With large deposits nearby, it is obvious that Etango is in a highly prospective area.

Uranium deposits in close proximity include Rio Tinto’s Rössing mine, Paladin’s Langer Heinrich mine and China General Nuclear Power Corporation’s Husab mine.

Much of the lead-up work completed

Etango is one of the few uranium projects in the world with a completed definitive feasibility study (DFS) and environmental permitting.

Furthermore, the mine is expected to be a top 10 producer once developed.

Based on the DFS, uranium production is expected to be between seven and nine million pounds per year for the first five years.

Production is then expected to be between six and eight million pounds thereafter.

Based on the DFS, Etango is expected to have a minimum mine life of 16 years with significant expansion potential through the conversion of the existing inferred resource, as well as the deposit being open at depth and along strike.

Prospects further enhanced by new technology

With the industry landscape and uranium pricing having changed significantly since the DFS was completed, Bannerman started a processing optimisation study (OS) in 2017.

It aims to incorporate the favourable results obtained in a Heap Leach Demonstration Plant Program, a development that may significantly change the project dynamics.

The layout design of the demonstration plant took advantage of a historical exploration camp and the topography of the area, and the flowsheet resembles the front-end of the processing plant up to the heap leaching stage.

The potential positive impact on project economics was highlighted further in mid-April when Bannerman outlined the cost savings that could be delivered from a membrane study.
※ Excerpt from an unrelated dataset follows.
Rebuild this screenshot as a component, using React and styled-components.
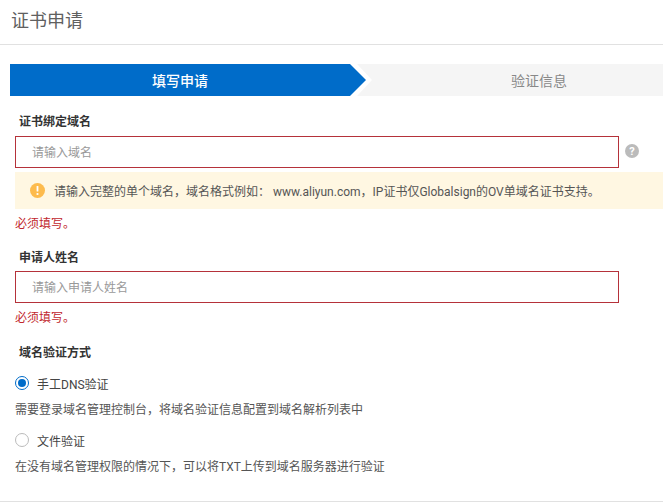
import React from "react";
import styled, { createGlobalStyle } from "styled-components";

const Global = createGlobalStyle`
  html, body { margin: 0; padding: 0; background: #fff; }
  body { font-family: Roboto, "Noto Sans CJK SC", sans-serif; font-size: 12px; color: #333; }
  * { box-sizing: border-box; }
`;
const Page = styled.div`
  width: 663px; height: 504px; overflow: hidden; display: flex; flex-direction: column;
`;
const Header = styled.header`
  height: 45px; padding: 10px 0 0 11px; border-bottom: 1px solid #e1e1e1; flex: none;
`;
const Title = styled.h1`
  margin: 0; font-size: 18px; line-height: 22px; font-weight: 400; color: #606060;
`;
const Steps = styled.div`
  display: flex; height: 32px; margin: 19px 0 0 10px; background: #f5f5f5; flex: none;
`;
const ActiveStep = styled.div`
  position: relative; width: 340px; background: #006cc9; color: #fff; font-size: 14px; font-weight: 500;
  display: flex; align-items: center; justify-content: center;
  &::before {
    content: ""; position: absolute; left: 100%; top: 0; width: 22px; height: 32px;
    background: #fff; clip-path: polygon(0 0, 7px 0, 100% 50%, 7px 100%, 0 100%);
  }
  &::after {
    content: ""; position: absolute; left: 100%; top: 0; width: 16px; height: 32px;
    background: #006cc9; clip-path: polygon(0 0, 100% 50%, 0 100%);
  }
`;
const IdleStep = styled.div`
  flex: 1; padding-left: 65px; color: #888; font-size: 14px; font-weight: 400;
  display: flex; align-items: center; justify-content: center;
`;
const Form = styled.form`
  flex: 1; display: flex; flex-direction: column; padding: 16px 0 0 15px; border-bottom: 1px solid #e1e1e1; margin-bottom: 2px;
`;
const Label = styled.div`
  padding-left: 4px; height: 18px; line-height: 18px; margin-top: ${p => p.$top || 0}px;
  font-size: 12px; font-weight: 700; color: #333;
`;
const InputRow = styled.div`
  display: flex; align-items: center; gap: 6px; margin-top: ${p => p.$top}px;
`;
const Field = styled.input`
  width: 604px; height: 32px; padding: 2px 16px 0; border: 1px solid #b5323a; outline: none; background: #fff;
  font: inherit; font-size: 12px; color: #333;
  &::placeholder { color: #999; opacity: 1; }
`;
const Help = styled.span`
  width: 14px; height: 14px; margin-top: -2px; border-radius: 50%; background: #bbb; color: #fff; font-size: 11px; font-weight: 700;
  display: flex; align-items: center; justify-content: center;
`;
const Alert = styled.div`
  display: flex; align-items: center; gap: 9px; height: 37px; margin-top: 4px; padding-left: 15px; background: #fff7e2; color: #555; font-size: 12px;
`;
const Err = styled.div`
  height: 18px; line-height: 18px; margin-top: ${p => p.$top}px; color: #c1272d; font-size: 12px;
`;
const RadioRow = styled.label`
  display: flex; align-items: center; gap: 8px; height: 18px; margin-top: ${p => p.$top}px; color: #444; font-size: 12px;
`;
const Radio = styled.span`
  width: 14px; height: 14px; border-radius: 50%; background: #fff; flex: none;
  border: 1px solid ${p => (p.$on ? "#006cc9" : "#bbb")};
  display: flex; align-items: center; justify-content: center;
  &::after { content: ""; width: 8px; height: 8px; border-radius: 50%; background: ${p => (p.$on ? "#006cc9" : "transparent")}; }
`;
const Desc = styled.div`
  height: 18px; line-height: 18px; margin-top: ${p => p.$top}px; color: #555; font-size: 12px;
`;

const Warn = () => (
  <svg width="15" height="15" viewBox="0 0 15 15" style={{ flex: "none" }}>
    <circle cx="7.5" cy="7.5" r="7.5" fill="#fdbb4d" />
    <rect x="6.6" y="3" width="1.8" height="5.6" rx="0.6" fill="#fff" />
    <circle cx="7.5" cy="11" r="1.1" fill="#fff" />
  </svg>
);

export default function App() {
  return (
    <Page>
      <Global />
      <Header><Title>证书申请</Title></Header>
      <Steps>
        <ActiveStep>填写申请</ActiveStep>
        <IdleStep>验证信息</IdleStep>
      </Steps>
      <Form>
        <Label $top={1}>证书绑定域名</Label>
        <InputRow $top={5}>
          <Field placeholder="请输入域名" readOnly />
          <Help>?</Help>
        </InputRow>
        <Alert><Warn />请输入完整的单个域名，域名格式例如： www.aliyun.com，IP证书仅Globalsign的OV单域名证书支持。</Alert>
        <Err $top={6}>必须填写。</Err>
        <Label $top={16}>申请人姓名</Label>
        <InputRow $top={4}><Field placeholder="请输入申请人姓名" readOnly /></InputRow>
        <Err $top={6}>必须填写。</Err>
        <Label $top={17}>域名验证方式</Label>
        <RadioRow $top={12}><Radio $on />手工DNS验证</RadioRow>
        <Desc $top={9}>需要登录域名管理控制台，将域名验证信息配置到域名解析列表中</Desc>
        <RadioRow $top={12}><Radio />文件验证</RadioRow>
        <Desc $top={9}>在没有域名管理权限的情况下，可以将TXT上传到域名服务器进行验证</Desc>
      </Form>
    </Page>
  );
}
This tested the effectiveness of five different membrane types on two different solution streams, both generated from the Etango heap leach demonstration plant.

READ: Bannerman Resources membrane study delivers cost savings to Etango

The results and recommendations from the processing OS will be incorporated into the DFS update.

This will occur in conjunction with definitive level procurement aimed at capturing the broader cost deflation that has occurred in the resources sector since 2012.

Savings from lower acid consumption

The heap leach test work also consistently showed acid consumption averaging 14.4 kilograms per tonne compared to the DFS projection of 17.6 kilograms per tonne.

The scaled-up acid consumption was reduced to a level of 16.8 kg/tonne.

Further detailed engineering work will be done in the DFS update to accurately reflect the operating savings achieved with this lower acid consumption.

This will also incorporate the other opportunities identified to reduce acid costs such as membrane acid recovery.

Management is targeting further operating cost improvements and it anticipates savings of more than US$3 per pound across the life of mine.

At forefront of global development pipeline

Management said that the continued technical enhancement since the 2012 DFS repositions Etango and has confirmed the technical robustness of the project metrics.

Bannerman noted the globally significant comparators that have been highlighted by the mining and processing optimisation studies and the extensive confirmatory test work.

Management said that these findings placed Etango at the forefront of pending global development projects with targeted annual production at or above two million pounds.